Veya derdim ki “Bizim iktidarımızda, bütün umumî
tuvaletlerin kapıları ya otomatik olacak veya içerden dışarıya doğru açılacak..
Böylece ellerinizi yıkadıktan sonra tekrar kirletmek zorunda olmayacaksınız..”

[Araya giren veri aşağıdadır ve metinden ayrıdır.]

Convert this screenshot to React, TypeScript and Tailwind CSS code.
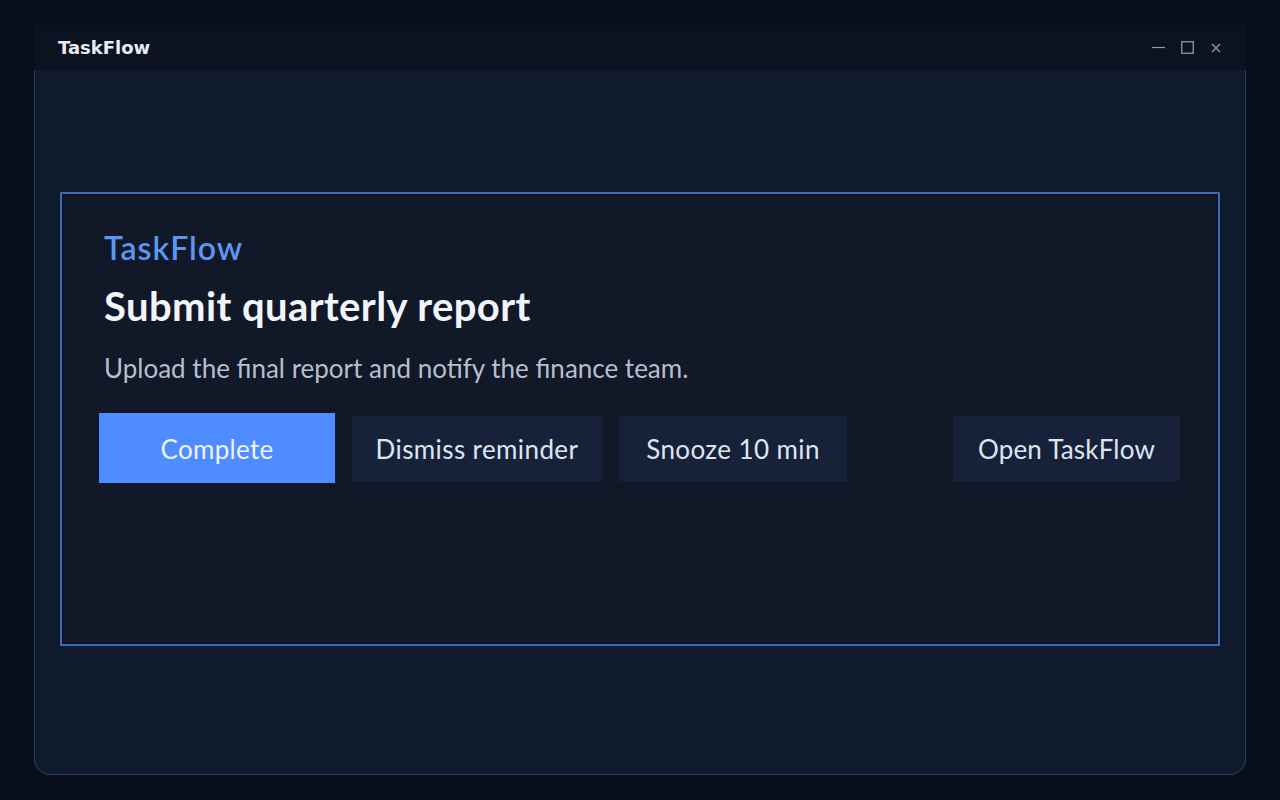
const actions = [
  { label: "Dismiss reminder", width: "w-[250px]" },
  { label: "Snooze 10 min", width: "w-[228px]" },
];

function WindowControls() {
  return (
    <div className="flex items-center text-[#8f99ad]">
      <svg width="13" height="13" viewBox="0 0 13 13" className="mr-[16px]">
        <line x1="0" y1="6.5" x2="13" y2="6.5" stroke="currentColor" strokeWidth="1.2" />
      </svg>
      <svg width="13" height="13" viewBox="0 0 13 13" className="mr-[17px]">
        <rect x="0.75" y="0.75" width="11.5" height="11.5" fill="none" stroke="currentColor" strokeWidth="1.3" />
      </svg>
      <svg width="10" height="10" viewBox="0 0 10 10">
        <path d="M1 1L9 9M9 1L1 9" stroke="currentColor" strokeWidth="1.4" />
      </svg>
    </div>
  );
}

export default function App() {
  return (
    <div className="flex h-[800px] w-[1280px] items-start justify-center bg-[#080e1a] pt-[25px]">
      <div className="flex h-[750px] w-[1212px] flex-col">
        {/* title bar */}
        <div className="flex h-[45px] shrink-0 items-center justify-between bg-[#0b1220] pl-6 pr-[25px]">
          <span className="font-['DejaVu_Sans',sans-serif] text-[18px] font-bold text-[#e6ebf5]">
            TaskFlow
          </span>
          <WindowControls />
        </div>

        {/* window body */}
        <div className="flex flex-1 items-start justify-center rounded-b-2xl border border-t-0 border-[#2c3c5a] bg-[#0f1b2d] pt-[122px]">
          <div className="h-[454px] w-[1160px] border-2 border-[#3b68b8] bg-[#111828] pl-[37px] pr-[38px] pt-[34px] font-['Lato',sans-serif] shadow-[inset_0_0_0_1px_#0b0f1a]">
            <div className="pl-[5px] text-[32px] font-semibold leading-[40px] tracking-[1px] text-[#5e95f0]">
              TaskFlow
            </div>
            <h1 className="mt-[14px] pl-[5px] text-[40px] font-bold leading-[48px] tracking-[0.4px] text-[#f1f4fa]">
              Submit quarterly report
            </h1>
            <p className="mt-[21px] pl-[5px] text-[26px] leading-[34px] text-[#b7bfcf]">
              Upload the final report and notify the finance team.
            </p>
            <div className="mt-[28px] flex items-center">
              <button className="h-[70px] w-[236px] bg-[#4f8cff] pt-[3px] text-[26px] tracking-[0.3px] text-[#eef3ff]">
                Complete
              </button>
              {actions.map((a) => (
                <button
                  key={a.label}
                  className={`ml-[17px] h-[65px] ${a.width} bg-[#17223a] pt-[3px] text-[26px] tracking-[0.4px] text-[#dfe5f0]`}
                >
                  {a.label}
                </button>
              ))}
              <button className="ml-auto h-[65px] w-[227px] bg-[#17223a] pt-[3px] text-[26px] tracking-[0.2px] text-[#dfe5f0]">
                Open TaskFlow
              </button>
            </div>
          </div>
        </div>
      </div>
    </div>
  );
}
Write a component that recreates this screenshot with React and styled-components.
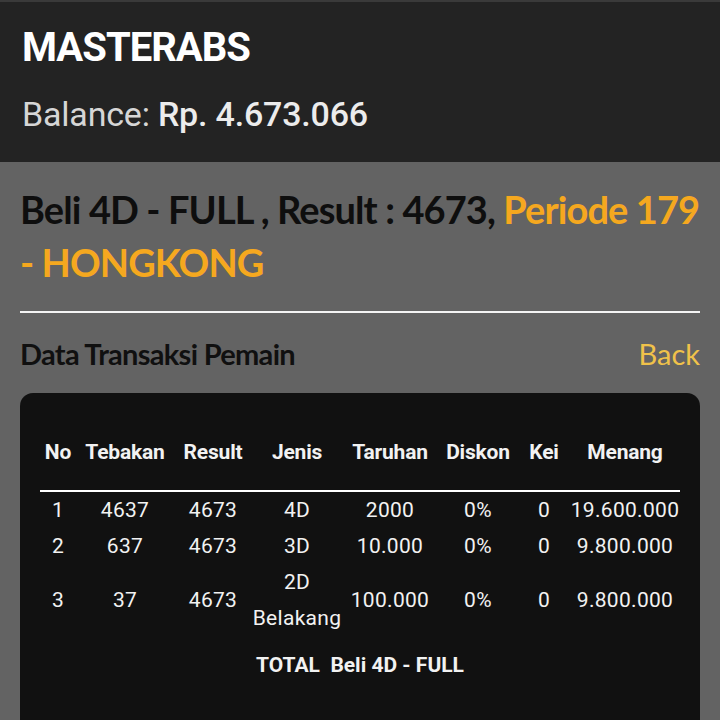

Veya derdim ki “Araçtan yola çöp atmanın cezası 1000 liradan
başlayacak..”
Veya derdim ki “Yurt dışındaki belli başlı bütün otellerin TV’lerine
en az bir adet Türkçe kanal koyduracağız.. Yine yurt dışında, en azından büyük
şehirlerdeki banka ATM’lerine, metro-otobüs bilet makinelerine Türkçe dil
seçeneğini de ekleteceğiz…”
Bunu uzattıkça uzatmak mümkün elbette. Lâkin merâmım
anlaşıldı sanırım.
Gülümsediğinizi tahmin edebiliyorum. Böyle bir parti
programıyla iktidara gelmenin imkansıza yakın bir ihtimal olduğunun ben de
farkındayım. Ama iyimser taraftan
bakalım; iktidar olamasak da, ülke gündemine “küçük mevzuları” sokardık en
azından.
Mevzua girerken, “merakımı paylaşmak istiyorum” dedim ama,
aslında cevabı hepimiz biliyoruz. Çünkü hepimiz, büyük adamlar küçük işlerle
uğraşmaz zannediyoruz.
Oysa, insanları büyük kılan, detaylardaki, yani küçük işlerdeki, daha doğrusu küçük zannedilen işlerdeki maharetleridir.
Oysa, insanları büyük kılan, detaylardaki, yani küçük işlerdeki, daha doğrusu küçük zannedilen işlerdeki maharetleridir.